Thursday, December 02, 2010
More progress
The are around Steinle now has earth ground cover and rock walls as planned. The Steinle wall in the foreground became a bit more dominant than I planned for, but I'll tone this down once I had landscaping, grass, bushes, and a small stand of trees on top. In the background I placed some bottle brush trees with my wall painting, and the result effect is better than I expected. Some fine-tuning and this will look nice. The rock walls in the back will get a generous amount of landscaping.

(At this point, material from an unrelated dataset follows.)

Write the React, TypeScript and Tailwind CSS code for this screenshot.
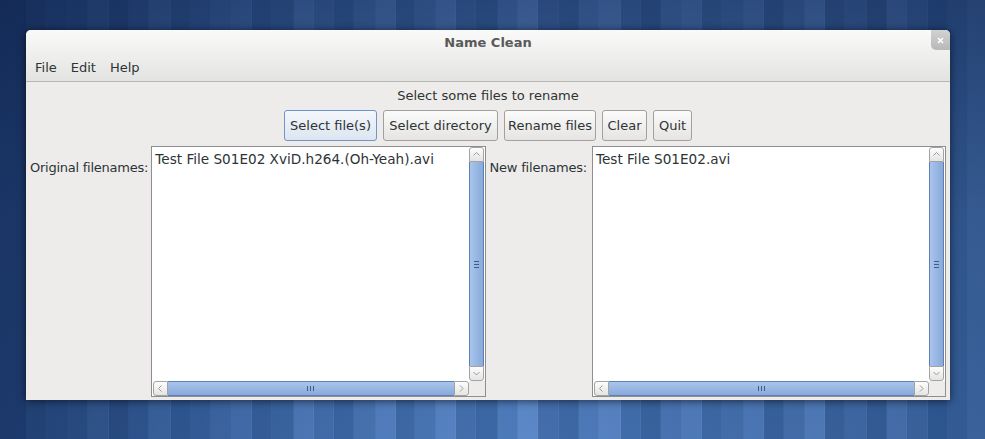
import React from 'react';

const stripes = [
  ['#24467d', 27], ['#2b5088', 20], ['#2e5590', 22], ['#305994', 19], ['#3a64a0', 21], ['#2f5791', 20],
  ['#3762a0', 20], ['#4470ae', 22], ['#3563a0', 20], ['#3b68a6', 20], ['#4472b1', 21], ['#4a78b8', 20],
  ['#3a67a4', 20], ['#3f6daa', 22], ['#5381c1', 20], ['#4774b3', 20], ['#3d6aa8', 20], ['#4a78b6', 22],
  ['#5683c4', 20], ['#3f6ca9', 19], ['#4a77b6', 21], ['#5784c4', 20], ['#436fac', 20], ['#3b68a4', 22],
  ['#4d7aba', 20], ['#5c89c9', 20], ['#456fae', 21], ['#3e6aa7', 20], ['#4f7cbc', 20], ['#5a86c6', 22],
  ['#4371af', 20], ['#3b67a3', 20], ['#4c79b8', 21], ['#5482c2', 20], ['#416eab', 20], ['#4775b3', 22],
  ['#5180c0', 20], ['#3c69a5', 20], ['#4a77b5', 21], ['#5886c6', 20], ['#3e6aa6', 20], ['#4673b2', 22],
  ['#3a66a2', 20], ['#4f7cbb', 20], ['#4270ad', 21], ['#3563a0', 20], ['#3d6aa7', 20], ['#4673b1', 22],
  ['#3b68a5', 20], ['#4572b0', 20],
] as const;

const font = "font-['DejaVu_Sans',sans-serif]";

function Chevron({ dir }: { dir: 'up' | 'down' | 'left' | 'right' }) {
  const d = {
    up: 'M1.5 5.5 L4.5 2.5 L7.5 5.5',
    down: 'M1.5 3 L4.5 6 L7.5 3',
    left: 'M5.5 1.5 L2.5 4.5 L5.5 7.5',
    right: 'M3 1.5 L6 4.5 L3 7.5',
  }[dir];
  return (
    <svg width="9" height="9" viewBox="0 0 9 9">
      <path d={d} fill="none" stroke="#9a9a9a" strokeWidth="1" />
    </svg>
  );
}

const btnEnd = 'flex items-center justify-center border border-[#a3a3a3] bg-gradient-to-b from-[#fdfdfd] to-[#e4e4e3]';

function VScroll() {
  return (
    <div className="flex w-[15px] flex-col">
      <div className={`${btnEnd} h-[15px] rounded-t-[3px]`}>
        <Chevron dir="up" />
      </div>
      <div className="flex flex-1 flex-col items-center justify-center gap-[2px] border-x border-[#5d80b6] bg-gradient-to-r from-[#a9c5ec] to-[#89a9da]">
        <div className="h-px w-[5px] bg-[#3e5d8c]" />
        <div className="h-px w-[5px] bg-[#3e5d8c]" />
        <div className="h-px w-[5px] bg-[#3e5d8c]" />
      </div>
      <div className={`${btnEnd} h-[15px] rounded-b-[3px]`}>
        <Chevron dir="down" />
      </div>
    </div>
  );
}

function HScroll() {
  return (
    <div className="flex h-[15px] flex-1">
      <div className={`${btnEnd} w-[15px] rounded-l-[3px]`}>
        <Chevron dir="left" />
      </div>
      <div className="flex flex-1 items-center justify-center gap-[2px] border-y border-[#5d80b6] bg-gradient-to-b from-[#a9c5ec] to-[#89a9da]">
        <div className="h-[5px] w-px bg-[#3e5d8c]" />
        <div className="h-[5px] w-px bg-[#3e5d8c]" />
        <div className="h-[5px] w-px bg-[#3e5d8c]" />
      </div>
      <div className={`${btnEnd} w-[15px] rounded-r-[3px]`}>
        <Chevron dir="right" />
      </div>
    </div>
  );
}

function FileBox({ text, width }: { text: string; width: string }) {
  return (
    <div className={`flex ${width} flex-col border border-[#8e8e8e] bg-white`}>
      <div className="flex flex-1">
        <div className="flex-1 pl-[3px] pt-[4px] text-[13.6px] leading-[16px] whitespace-nowrap">{text}</div>
        <div className="mr-[1px] flex">
          <VScroll />
        </div>
      </div>
      <div className="flex h-[15px] bg-[#edeceb]">
        <div className="flex flex-1 bg-white pl-[1px]">
          <HScroll />
        </div>
        <div className="w-[16px]" />
      </div>
    </div>
  );
}

function Button({ label, width, focused }: { label: string; width: string; focused?: boolean }) {
  return (
    <div
      className={`flex h-[31px] ${width} items-center justify-center rounded-[3px] border ${
        focused
          ? 'border-[#6f94c8] bg-gradient-to-b from-[#f4f7fb] to-[#dce5f1]'
          : 'border-[#a0a0a0] bg-gradient-to-b from-[#fbfbfb] to-[#e5e4e2]'
      }`}
    >
      {label}
    </div>
  );
}

export default function App() {
  return (
    <div className={`relative h-[439px] w-[985px] overflow-hidden ${font} text-[13px] text-[#2e3436]`}>
      <div className="absolute inset-0 flex">
        {stripes.map(([c, w], i) => (
          <div key={i} className="h-full shrink-0 border-r border-white/5" style={{ backgroundColor: c, width: w }} />
        ))}
      </div>
      <div className="absolute inset-0 bg-gradient-to-b from-[#0a1a40]/45 via-[#0a1a40]/10 to-transparent" />
      <div className="absolute inset-0 bg-gradient-to-r from-[#0a1a40]/30 via-transparent to-[#0a1a40]/20" />

      <div className="relative ml-[26px] mt-[30px] flex h-[370px] w-[924px] flex-col rounded-t-[5px] bg-[#edeceb] shadow-[0_1px_8px_rgba(0,0,0,0.6)]">
        <div className="relative rounded-t-[5px] border-b border-[#b6b6b4] bg-gradient-to-b from-[#fafafa] to-[#e3e3e1]">
          <div className="flex h-[25px] items-center justify-center pt-[1px] font-bold text-[#5a5a5a]">Name Clean</div>
          <div className="absolute right-0 top-0 flex h-[20px] w-[19px] items-center justify-center rounded-bl-[5px] rounded-tr-[5px] bg-gradient-to-b from-[#d2d2d2] to-[#b8b8b8]">
            <svg width="7" height="7" viewBox="0 0 7 7">
              <path d="M1 1 L6 6 M6 1 L1 6" stroke="#ffffff" strokeWidth="1.6" />
            </svg>
          </div>
          <div className="flex h-[26px] items-center pl-[2px]">
            {['File', 'Edit', 'Help'].map((m) => (
              <div key={m} className="px-[7px]">
                {m}
              </div>
            ))}
          </div>
        </div>

        <div className="flex flex-1 flex-col px-[4px] pb-[3px] pt-[5px]">
          <div className="flex h-[17px] items-center justify-center">Select some files to rename</div>
          <div className="mt-[6px] flex justify-center gap-[6px]">
            <Button label="Select file(s)" width="w-[93px]" focused />
            <Button label="Select directory" width="w-[115px]" />
            <Button label="Rename files" width="w-[92px]" />
            <Button label="Clear" width="w-[45px]" />
            <Button label="Quit" width="w-[39px]" />
          </div>
          <div className="mt-[5px] flex flex-1">
            <div className="w-[122px] whitespace-nowrap pt-[14px] leading-[16px] tracking-[-0.25px]">Original filenames:</div>
            <FileBox text="Test File S01E02 XviD.h264.(Oh-Yeah).avi" width="w-[336px]" />
            <div className="w-[107px] whitespace-nowrap pl-[4px] pt-[14px] leading-[16px] tracking-[-0.2px]">New filenames:</div>
            <FileBox text="Test File S01E02.avi" width="w-[356px]" />
          </div>
        </div>
      </div>
    </div>
  );
}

On the right is Pascal's locomotive. A present he got from his great-grandma. BR 24 affectionably known as "Steppenpferd" (prairie horse) for the somewhat rough ride the engineer and stoker got to experience with those locomotives. It's a nice model, runs quiet and stable, doesn't have too many tiny detail parts that can broken by small hands.
The model has a somewhat unfortunate balance and doesn't put enough weight on the rear axle with the traction tires, so it tends to loose tractions with a moderately long train. I'll try to add more weight to improve traction.
The double-slip switch for Emsingen arrived, too, and got installed. The two main yard tracks now have more capacity, and flow much better. I'm waiting for some spare time to actually run through a full session schedule on the Welztalbahn.
Until then I need to convert the Schienenbus to digital operation, as well as add more weight to the tender of BR50, so that a heavy train doesn't pull the tender off the rails in some edge situations.